The only therapy currently approved to treat sickle-cell disease, hydroxycarbamide, acts in a different way from the drugs being developed. Rather than treating the acute pain of vaso-occlusive crises, hydroxycarbamide prevents long-term consequences of the disease primarily by stimulating production of the fetal form of haemoglobin. This molecule is the dominant form at birth but is present only in very small amounts by the time a child is one year old. It functions like adult haemoglobin but, because it is produced by a different gene, is unaffected by the sickle-cell mutation.

Our goal is to reactivate the fetal haemoglobin gene.

So researchers are investigating other drugs that stimulate fetal haemoglobin. Some are new agents and others have already been FDA-approved for treatment of unrelated conditions. These include pomalidomide, a drug used against multiple myeloma, and decitabine, a drug used for a type of bone-marrow cancer. In each case, says Pace, “our goal is to reactivate the fetal haemoglobin gene, or to keep it active, if you treat a very young child”.

Beyond finding potential drug treatments, a major hurdle in getting promising therapies tested and approved is patient recruitment. Several clinical trials have stopped altogether because of low enrolment. “We're still trying to figure out different ways to overcome the problem,” says Carlton Haywood, a bioethicist specializing in sickle-cell disease at Johns Hopkins University in Baltimore, Maryland. Studies suggest that the reasons why so few patients with sickle cell in the United States participate in clinical trials include a lack of trust in the medical establishment, either because of a history of discrimination or because of poor experiences in their own medical care, and parental unwillingness to expose children to an experimental drug.

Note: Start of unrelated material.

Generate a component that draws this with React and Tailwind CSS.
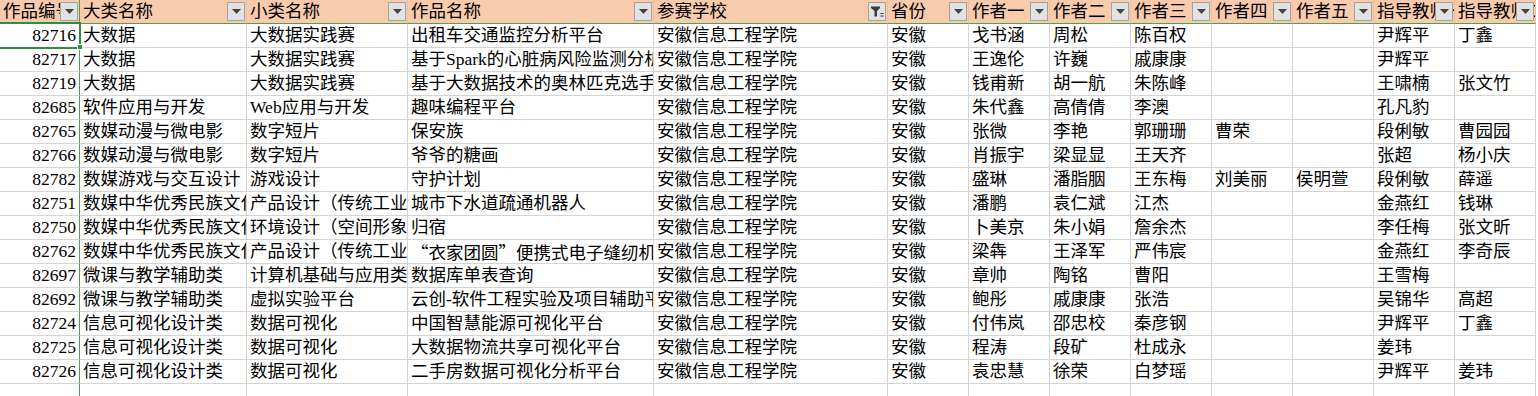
import React from "react";

const headers = [
    "作品编号", "大类名称", "小类名称", "作品名称", "参赛学校", "省份",
    "作者一", "作者二", "作者三", "作者四", "作者五", "指导教师一", "指导教师二",
];

const rows = [
    ["82716", "大数据", "大数据实践赛", "出租车交通监控分析平台", "戈书涵", "周松", "陈百权", "", "", "尹辉平", "丁鑫"],
    ["82717", "大数据", "大数据实践赛", "基于Spark的心脏病风险监测分析系统", "王逸伦", "许巍", "戚康康", "", "", "尹辉平", ""],
    ["82719", "大数据", "大数据实践赛", "基于大数据技术的奥林匹克选手数据分析", "钱甫新", "胡一航", "朱陈峰", "", "", "王啸楠", "张文竹"],
    ["82685", "软件应用与开发", "Web应用与开发", "趣味编程平台", "朱代鑫", "高倩倩", "李澳", "", "", "孔凡豹", ""],
    ["82765", "数媒动漫与微电影", "数字短片", "保安族", "张微", "李艳", "郭珊珊", "曹荣", "", "段俐敏", "曹园园"],
    ["82766", "数媒动漫与微电影", "数字短片", "爷爷的糖画", "肖振宇", "梁显显", "王天齐", "", "", "张超", "杨小庆"],
    ["82782", "数媒游戏与交互设计", "游戏设计", "守护计划", "盛琳", "潘脂胭", "王东梅", "刘美丽", "侯明萱", "段俐敏", "薛遥"],
    ["82751", "数媒中华优秀民族文化", "产品设计（传统工业设计）", "城市下水道疏通机器人", "潘鹏", "袁仁斌", "江杰", "", "", "金燕红", "钱琳"],
    ["82750", "数媒中华优秀民族文化", "环境设计（空间形象设计）", "归宿", "卜美京", "朱小娟", "詹余杰", "", "", "李任梅", "张文昕"],
    ["82762", "数媒中华优秀民族文化", "产品设计（传统工业设计）", "“衣家团圆”便携式电子缝纫机", "梁犇", "王泽军", "严伟宸", "", "", "金燕红", "李奇辰"],
    ["82697", "微课与教学辅助类", "计算机基础与应用类", "数据库单表查询", "章帅", "陶铭", "曹阳", "", "", "王雪梅", ""],
    ["82692", "微课与教学辅助类", "虚拟实验平台", "云创-软件工程实验及项目辅助平台", "鲍彤", "戚康康", "张浩", "", "", "吴锦华", "高超"],
    ["82724", "信息可视化设计类", "数据可视化", "中国智慧能源可视化平台", "付伟岚", "邵忠校", "秦彦钢", "", "", "尹辉平", "丁鑫"],
    ["82725", "信息可视化设计类", "数据可视化", "大数据物流共享可视化平台", "程涛", "段矿", "杜成永", "", "", "姜玮", ""],
    ["82726", "信息可视化设计类", "数据可视化", "二手房数据可视化分析平台", "袁忠慧", "徐荣", "白梦瑶", "", "", "尹辉平", "姜玮"],
];

const gridCols =
    "grid grid-cols-[80px_167px_161px_246px_234px_81px_81px_81px_81px_81px_81px_81px_81px]";

function FilterButton({ active }) {
    return (
        <span className="absolute right-[1px] top-[2px] w-[18px] h-[19px] border border-[#a3a3a3] bg-[#e2e2e2] flex items-center justify-center">
            {active ? (
                <svg width="13" height="11" viewBox="0 0 13 11">
                    <path d="M0 0.5 H9 V2 L6 5 V10.5 H3.5 V5 L0 2 Z" fill="#3c3c3c" />
                    <rect x="9.5" y="7" width="3" height="1" fill="#3c3c3c" />
                    <rect x="9.5" y="9.5" width="3" height="1" fill="#3c3c3c" />
                </svg>
            ) : (
                <svg width="9" height="5" viewBox="0 0 9 5">
                    <polygon points="0,0 9,0 4.5,5" fill="#444" />
                </svg>
            )}
        </span>
    );
}

function App() {
    return (
        <div className="relative w-[1538px] h-[396px] overflow-hidden bg-white text-black text-[17.5px] leading-[23px] font-['Liberation_Serif','Noto_Sans_CJK_SC',serif]">
            <div className={gridCols}>
                {headers.map((h, i) => (
                    <div
                        key={h}
                        className={
                            "relative h-[24px] bg-[#f8cbad] border-b border-b-[#4f9f55] overflow-hidden whitespace-nowrap pl-[3px] " +
                            (i === 0 ? "border-r border-r-[#4f9f55]" : "border-r border-r-[#eec0a2]")
                        }
                    >
                        {h}
                        <FilterButton active={i === 4} />
                    </div>
                ))}
            </div>

            {rows.map((r) => {
                const cells = [r[0], r[1], r[2], r[3], "安徽信息工程学院", "安徽", ...r.slice(4)];
                return (
                    <div key={r[0]} className={gridCols}>
                        {cells.map((c, i) => (
                            <div
                                key={i}
                                className={
                                    "h-[24px] border-b border-b-[#d4d4d4] overflow-hidden whitespace-nowrap " +
                                    (i === 0
                                        ? "text-right pr-[3px] border-r border-r-[#4f9f55]"
                                        : "pl-[3px] border-r border-r-[#d4d4d4]") +
                                    (c.includes("“") ? " font-['Noto_Sans_CJK_SC',sans-serif]" : "")
                                }
                            >
                                {c}
                            </div>
                        ))}
                    </div>
                );
            })}

            <div className={gridCols}>
                {headers.map((h, i) => (
                    <div
                        key={h}
                        className={
                            "h-[24px] border-b border-b-[#d4d4d4] " +
                            (i === 0 ? "border-r border-r-[#4f9f55]" : "border-r border-r-[#d4d4d4]")
                        }
                    />
                ))}
            </div>

            {/* active cell A2 */}
            <div className="absolute left-[-2px] top-[22px] w-[83px] h-[27px] border-2 border-[#2f8f3c]" />
            <div className="absolute left-[77px] top-[44px] w-[6px] h-[6px] bg-[#2f8f3c] border border-white" />
        </div>
    );
}

export default App;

But Haywood, who has sickle-cell disease, adds that it is also important for researchers to examine institutional factors that prevent enrolment, such as study designs that exclude too many people because of medical complications or if they have other diseases. Also, because the disease already causes people to take time off work or school, “factors like providing child care or transportation could make research participation less of a burden”. And he has found that people with sickle cell in the United States, most of whom are African-American, also report racial or ethnic discrimination in the health-care system, and it is primarily US patients who are being recruited to sickle-cell drug trials.

Haywood believes that researchers should focus on helping patients feel more engaged in clinical research. “We should feel like we're an important part of the process”, he says — something that is particularly important when the pool of potential subjects is already so small. Ultimately, even the most promising treatments will not advance without patients willing to test them.